Stored data:
■ ■ ■ ■
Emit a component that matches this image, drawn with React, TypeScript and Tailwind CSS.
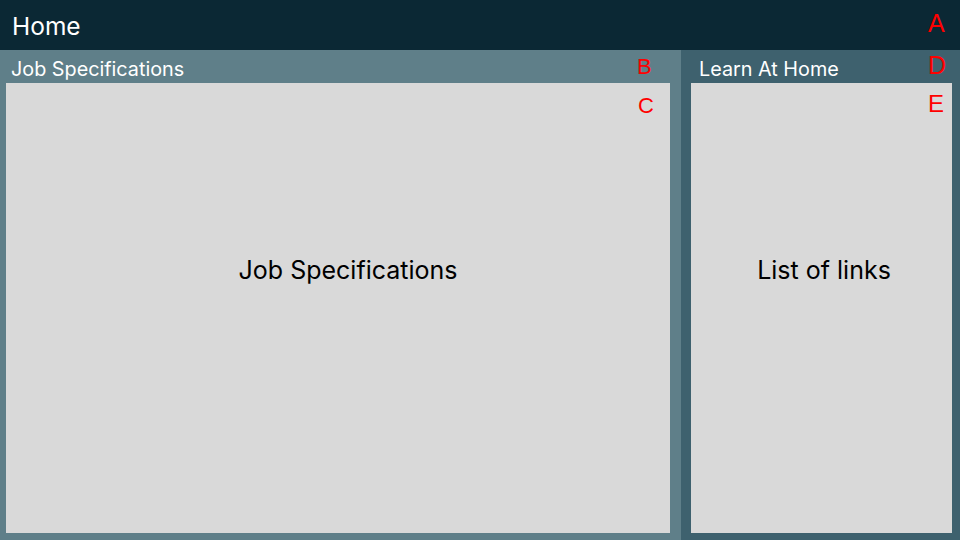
const label = "absolute leading-none text-[#ff0000] font-['Liberation_Sans',sans-serif]";

export default function App() {
  return (
    <div className="flex h-[540px] w-[960px] flex-col font-['Inter',sans-serif]">
      <header className="relative flex h-[50px] items-center bg-[#0b2834] pl-3 pt-[2px] text-[24.5px] text-white">
        Home
        <span className={`${label} left-[928px] top-[11px] text-[25px]`}>A</span>
      </header>
      <div className="flex flex-1">
        <section className="relative flex w-[681px] flex-col bg-[#5f7f89] pb-[7px] pl-[6px] pr-[11px]">
          <h2 className="h-[33px] pl-[5px] pt-[10px] text-[19.8px] leading-none text-white">Job Specifications</h2>
          <div className="relative flex-1 bg-[#d9d9d9] pl-[20px] pt-[169px] text-center text-[25px] text-black">
            Job Specifications
            <span className={`${label} left-[632px] top-[12px] text-[22px]`}>C</span>
          </div>
          <span className={`${label} left-[637px] top-[6px] text-[22px]`}>B</span>
        </section>
        <section className="relative flex flex-1 flex-col bg-[#3e616e] pb-[7px] pl-[10px] pr-[8px]">
          <h2 className="h-[33px] pl-[8px] pt-[10px] text-[19.8px] leading-none text-white">Learn At Home</h2>
          <div className="relative flex-1 bg-[#d9d9d9] pl-[5px] pt-[169px] text-center text-[25px] text-black">
            List of links
            <span className={`${label} left-[237px] top-[9px] text-[24px]`}>E</span>
          </div>
          <span className={`${label} left-[247px] top-[3px] text-[25px]`}>D</span>
        </section>
      </div>
    </div>
  );
}
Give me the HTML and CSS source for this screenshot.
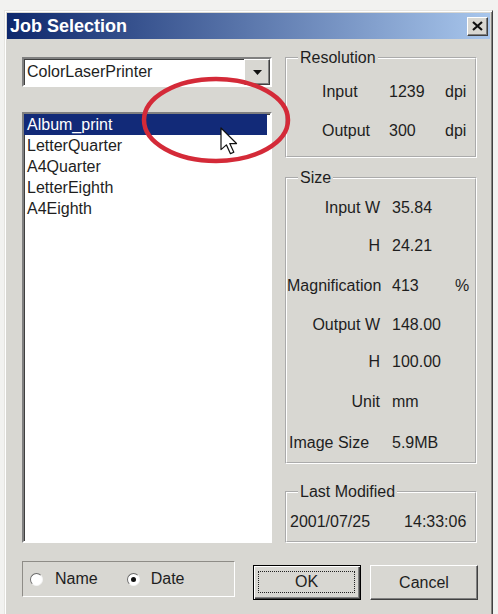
FILE: index.html
```html
<!DOCTYPE html>
<html lang="en">

<head>
    <meta charset="UTF-8">
    <meta name="viewport" content="width=device-width, initial-scale=1.0">
    <title>Job Selection</title>
    <link rel="stylesheet" href="styles.css">
</head>
<body>
    <div class="dialog">
        <div class="titlebar">
            <span class="title">Job Selection</span>
            <button class="close">
                <svg width="11" height="10" viewBox="0 0 11 10">
                    <path d="M1 1 L10 9 M10 1 L1 9" stroke="#111" stroke-width="2.2" />
                </svg>
            </button>
        </div>

        <div class="content">
            <!-- printer + job list -->
            <div class="left">
                <div class="combo">
                    <span class="combo-text">ColorLaserPrinter</span>
                    <span class="drop">
                        <svg width="9" height="5" viewBox="0 0 9 5"><path d="M0 0 H9 L4.5 5 Z" fill="#111" /></svg>
                    </span>
                </div>
                <ul class="joblist">
                    <li class="selected">Album_print</li>
                    <li>LetterQuarter</li>
                    <li>A4Quarter</li>
                    <li>LetterEighth</li>
                    <li>A4Eighth</li>
                </ul>
            </div>

            <!-- job details -->
            <div class="right">
                <fieldset class="group">
                    <legend>Resolution</legend>
                    <div class="res-grid">
                        <span>Input</span><span>1239</span><span>dpi</span>
                        <span>Output</span><span>300</span><span>dpi</span>
                    </div>
                </fieldset>

                <fieldset class="group size">
                    <legend>Size</legend>
                    <div class="size-grid">
                        <span class="lbl">Input W</span><span>35.84</span><span></span>
                        <span class="lbl">H</span><span>24.21</span><span></span>
                        <span class="lbl">Magnification</span><span>413</span><span>%</span>
                        <span class="lbl">Output W</span><span>148.00</span><span></span>
                        <span class="lbl">H</span><span>100.00</span><span></span>
                        <span class="lbl">Unit</span><span>mm</span><span></span>
                        <span class="lbl left-lbl">Image Size</span><span>5.9MB</span><span></span>
                    </div>
                </fieldset>

                <fieldset class="group modified">
                    <legend>Last Modified</legend>
                    <div class="stamp">
                        <span>2001/07/25</span>
                        <span>14:33:06</span>
                    </div>
                </fieldset>
            </div>
        </div>

        <div class="footer">
            <div class="sortbox">
                <span class="radio"></span><span class="radio-label">Name</span>
                <span class="radio checked"></span><span class="radio-label">Date</span>
            </div>
            <button class="btn default"><span class="focus">OK</span></button>
            <button class="btn">Cancel</button>
        </div>

        <!-- marker drawn over the selected row -->
        <svg class="markup" width="489" height="604" viewBox="0 0 489 604">
            <ellipse cx="211" cy="109" rx="72" ry="41" fill="none" stroke="#d42a38" stroke-width="4.5" />
            <path transform="translate(216 117) scale(1.35)" d="M0 0 L0 16 L4 12.5 L7 19 L9.5 18 L6.5 11.5 L11.5 11.5 Z"
                fill="#fff" stroke="#111" stroke-width="0.9" stroke-linejoin="round" />
        </svg>
    </div>
</body>
</html>
```

FILE: styles.css
```css
* {
    box-sizing: border-box;
}

body {
    margin: 0;
    background: #f2f2f0;
    font-family: "Liberation Sans", Arial, sans-serif;
    font-size: 16px;
    color: #1e1e1e;
}

.dialog {
    position: relative;
    width: 489px;
    margin: 10px 0 0 4px;
    padding: 2px;
    background: #d8d7d2;
    border: 1px solid;
    border-color: #e6e5e1 #404040 #404040 #e6e5e1;
    box-shadow: inset 1px 1px #fff, inset -1px -1px #85847f;
}

/* title bar */
.titlebar {
    display: flex;
    align-items: center;
    height: 26px;
    padding-left: 3px;
    background: linear-gradient(90deg, #0e286c, #a8c6ec);
}

.title {
    flex: 1;
    color: #fff;
    font-weight: bold;
    font-size: 18px;
}

.close {
    display: flex;
    align-items: center;
    justify-content: center;
    width: 21px;
    height: 19px;
    margin-right: 2px;
    padding: 0;
    background: #d8d7d2;
    border: 1px solid;
    border-color: #fff #404040 #404040 #fff;
    box-shadow: inset -1px -1px #808080;
}

/* main area */
.content {
    display: flex;
    gap: 13px;
    padding: 9px 13px 0 15px;
}

.left {
    width: 250px;
    padding-top: 9px;
}

.combo {
    display: flex;
    align-items: center;
    height: 30px;
    background: #fff;
    border: 2px solid;
    border-color: #808080 #fff #fff #808080;
    box-shadow: inset 1px 1px #404040;
}

.combo-text {
    flex: 1;
    padding-left: 3px;
}

.drop {
    display: flex;
    align-items: center;
    justify-content: center;
    width: 26px;
    height: 26px;
    background: #d8d7d2;
    border: 1px solid;
    border-color: #fff #404040 #404040 #fff;
    box-shadow: inset -1px -1px #808080;
}

.joblist {
    height: 431px;
    margin: 25px 0 0;
    padding: 0;
    list-style: none;
    background: #fff;
    border: 2px solid;
    border-color: #808080 #fff #fff #808080;
    box-shadow: inset 1px 1px #404040;
}

.joblist li {
    height: 21px;
    line-height: 21px;
    padding-left: 3px;
    margin-right: 3px;
}

.joblist .selected {
    background: #122a78;
    color: #fff;
}

.right {
    display: flex;
    flex-direction: column;
    width: 192px;
}

/* group boxes */
.group {
    margin: 0;
    padding: 0;
    min-width: 0;
    border: 2px groove #fff;
}

.group legend {
    margin-left: 11px;
    padding: 0 2px;
    line-height: 20px;
}

.res-grid {
    display: grid;
    grid-template-columns: 67px 56px auto;
    grid-auto-rows: 39px;
    align-items: center;
    padding: 4px 0 6px 35px;
}

.size {
    margin-top: 10px;
}

.size-grid {
    display: grid;
    grid-template-columns: 93px 63px auto;
    grid-template-rows: 36px 39px 41px 37px 38px 42px 39px;
    align-items: center;
    column-gap: 12px;
    padding-top: 2px;
    white-space: nowrap;
}

.size-grid .lbl {
    text-align: right;
}

.size-grid .left-lbl {
    text-align: left;
    padding-left: 2px;
}

.size-grid span:nth-child(3n) {
    margin-left: -12px;
}

.modified {
    margin-top: 18px;
}

.stamp {
    display: flex;
    align-items: center;
    gap: 34px;
    height: 39px;
    padding-left: 3px;
}

/* bottom row */
.footer {
    display: flex;
    align-items: flex-start;
    padding: 18px 0 14px 15px;
}

.sortbox {
    display: flex;
    align-items: center;
    width: 213px;
    height: 36px;
    padding-left: 7px;
    border: 1px solid;
    border-color: #8e8c87 #fff #fff #8e8c87;
}

.radio {
    position: relative;
    width: 13px;
    height: 13px;
    border-radius: 50%;
    background: #fff;
    border: 1px solid;
    border-color: #6a6a6a #f4f4f4 #f4f4f4 #6a6a6a;
}

.radio.checked::after {
    content: "";
    position: absolute;
    left: 3px;
    top: 3px;
    width: 5px;
    height: 5px;
    border-radius: 50%;
    background: #111;
}

.radio-label {
    margin: 0 29px 0 12px;
}

.radio-label:last-child {
    margin: 0 0 0 11px;
}

.btn {
    display: flex;
    align-items: center;
    justify-content: center;
    width: 108px;
    height: 35px;
    margin: 4px 0 0 9px;
    padding: 0;
    font: inherit;
    color: #1e1e1e;
    background: #d8d7d2;
    border: 1px solid;
    border-color: #fff #404040 #404040 #fff;
    box-shadow: inset -1px -1px #808080;
}

.btn.default {
    margin-left: 18px;
    border-color: #000;
    box-shadow: inset 1px 1px #fff, inset -1px -1px #404040, inset -2px -2px #808080;
}

.focus {
    flex: 1;
    align-self: stretch;
    display: flex;
    align-items: center;
    justify-content: center;
    margin: 5px 5px 6px 4px;
    border: 1px dotted #222;
}

.markup {
    position: absolute;
    left: 0;
    top: 0;
    pointer-events: none;
}
```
■ ■ ■ ■
## DIRECTION
Reproduce each line holding the word "this".

## ANSWER TO THE TASK
Emit a component that matches this image, drawn with React, TypeScript and Tailwind CSS.
Give me the HTML and CSS source for this screenshot.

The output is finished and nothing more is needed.